### Provided data:

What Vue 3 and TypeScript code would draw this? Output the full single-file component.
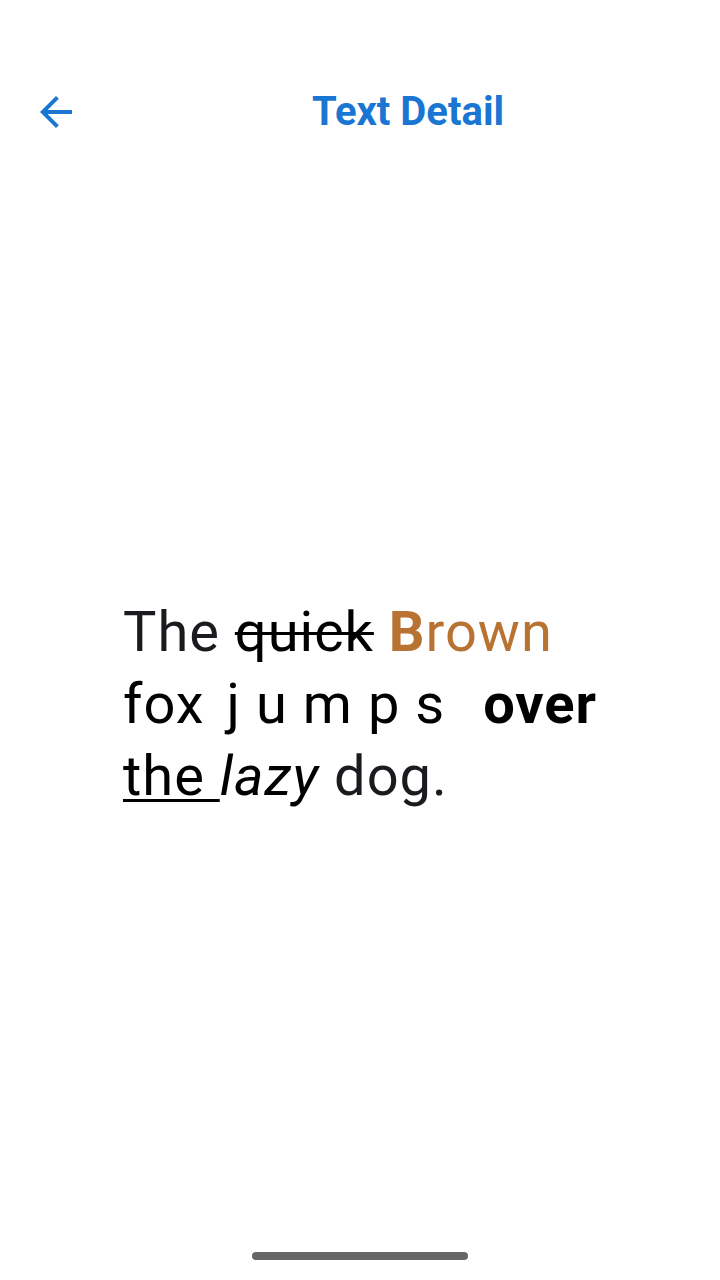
<script setup lang="ts">
const title: string = 'Text Detail'

function goBack(): void {
  window.history.back()
}
</script>

<template>
  <div class="screen">
    <header class="app-bar">
      <button class="back" type="button" aria-label="Back" @click="goBack">
        <svg viewBox="0 0 24 24" width="48" height="48" aria-hidden="true">
          <path fill="currentColor" d="M20 11H7.83l5.59-5.59L12 4l-8 8 8 8 1.41-1.41L7.83 13H20v-2z" />
        </svg>
      </button>
      <h1 class="title">{{ title }}</h1>
    </header>
    <main class="content">
      <p class="sample">The <s>quick</s> <span class="brown"><b>B</b>rown</span> <span class="ink">fox <span class="spaced">jumps </span><b>over</b> <u>the </u><i>lazy</i></span> dog.</p>
    </main>
    <div class="home-indicator"></div>
  </div>
</template>

<style scoped>
.screen {
  box-sizing: border-box;
  min-height: 100vh;
  display: flex;
  flex-direction: column;
  align-items: center;
  padding: 56px 0 20px;
  background: #fff;
  font-family: Roboto, sans-serif;
  color: #1b1b1f;
}
.app-bar {
  box-sizing: border-box;
  align-self: stretch;
  display: flex;
  align-items: center;
  height: 112px;
  padding: 0 8px;
  color: #1976d2;
}
.back {
  display: flex;
  align-items: center;
  justify-content: center;
  width: 96px;
  height: 96px;
  padding: 0;
  border: 0;
  background: none;
  color: inherit;
}
.back svg {
  display: block;
}
.title {
  flex: 1;
  margin: 0;
  text-align: center;
  font-size: 40px;
  line-height: 48px;
  font-weight: 700;
}
.content {
  flex: 1;
  display: flex;
  align-items: center;
  padding: 0 0 12px 8px;
}
.sample {
  max-width: 482px;
  margin: 0;
  font-size: 56px;
  line-height: 72px;
  letter-spacing: 1px;
}
.sample s,
.sample u {
  text-decoration-thickness: 3px;
}
.sample u {
  text-underline-offset: 4px;
}
.sample s,
.ink {
  color: #000;
}
.brown {
  color: #b87333;
}
.spaced {
  margin: 0 -7px 0 7px;
  letter-spacing: 16px;
}
.home-indicator {
  width: 30%;
  height: 8px;
  border-radius: 4px;
  background: #666;
}
</style>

### Requirements:
The listing above needs to be output again exactly. Don't include the pictures.

### Solved exercise:
What Vue 3 and TypeScript code would draw this? Output the full single-file component.
<script setup lang="ts">
const title: string = 'Text Detail'

function goBack(): void {
  window.history.back()
}
</script>

<template>
  <div class="screen">
    <header class="app-bar">
      <button class="back" type="button" aria-label="Back" @click="goBack">
        <svg viewBox="0 0 24 24" width="48" height="48" aria-hidden="true">
          <path fill="currentColor" d="M20 11H7.83l5.59-5.59L12 4l-8 8 8 8 1.41-1.41L7.83 13H20v-2z" />
        </svg>
      </button>
      <h1 class="title">{{ title }}</h1>
    </header>
    <main class="content">
      <p class="sample">The <s>quick</s> <span class="brown"><b>B</b>rown</span> <span class="ink">fox <span class="spaced">jumps </span><b>over</b> <u>the </u><i>lazy</i></span> dog.</p>
    </main>
    <div class="home-indicator"></div>
  </div>
</template>

<style scoped>
.screen {
  box-sizing: border-box;
  min-height: 100vh;
  display: flex;
  flex-direction: column;
  align-items: center;
  padding: 56px 0 20px;
  background: #fff;
  font-family: Roboto, sans-serif;
  color: #1b1b1f;
}
.app-bar {
  box-sizing: border-box;
  align-self: stretch;
  display: flex;
  align-items: center;
  height: 112px;
  padding: 0 8px;
  color: #1976d2;
}
.back {
  display: flex;
  align-items: center;
  justify-content: center;
  width: 96px;
  height: 96px;
  padding: 0;
  border: 0;
  background: none;
  color: inherit;
}
.back svg {
  display: block;
}
.title {
  flex: 1;
  margin: 0;
  text-align: center;
  font-size: 40px;
  line-height: 48px;
  font-weight: 700;
}
.content {
  flex: 1;
  display: flex;
  align-items: center;
  padding: 0 0 12px 8px;
}
.sample {
  max-width: 482px;
  margin: 0;
  font-size: 56px;
  line-height: 72px;
  letter-spacing: 1px;
}
.sample s,
.sample u {
  text-decoration-thickness: 3px;
}
.sample u {
  text-underline-offset: 4px;
}
.sample s,
.ink {
  color: #000;
}
.brown {
  color: #b87333;
}
.spaced {
  margin: 0 -7px 0 7px;
  letter-spacing: 16px;
}
.home-indicator {
  width: 30%;
  height: 8px;
  border-radius: 4px;
  background: #666;
}
</style>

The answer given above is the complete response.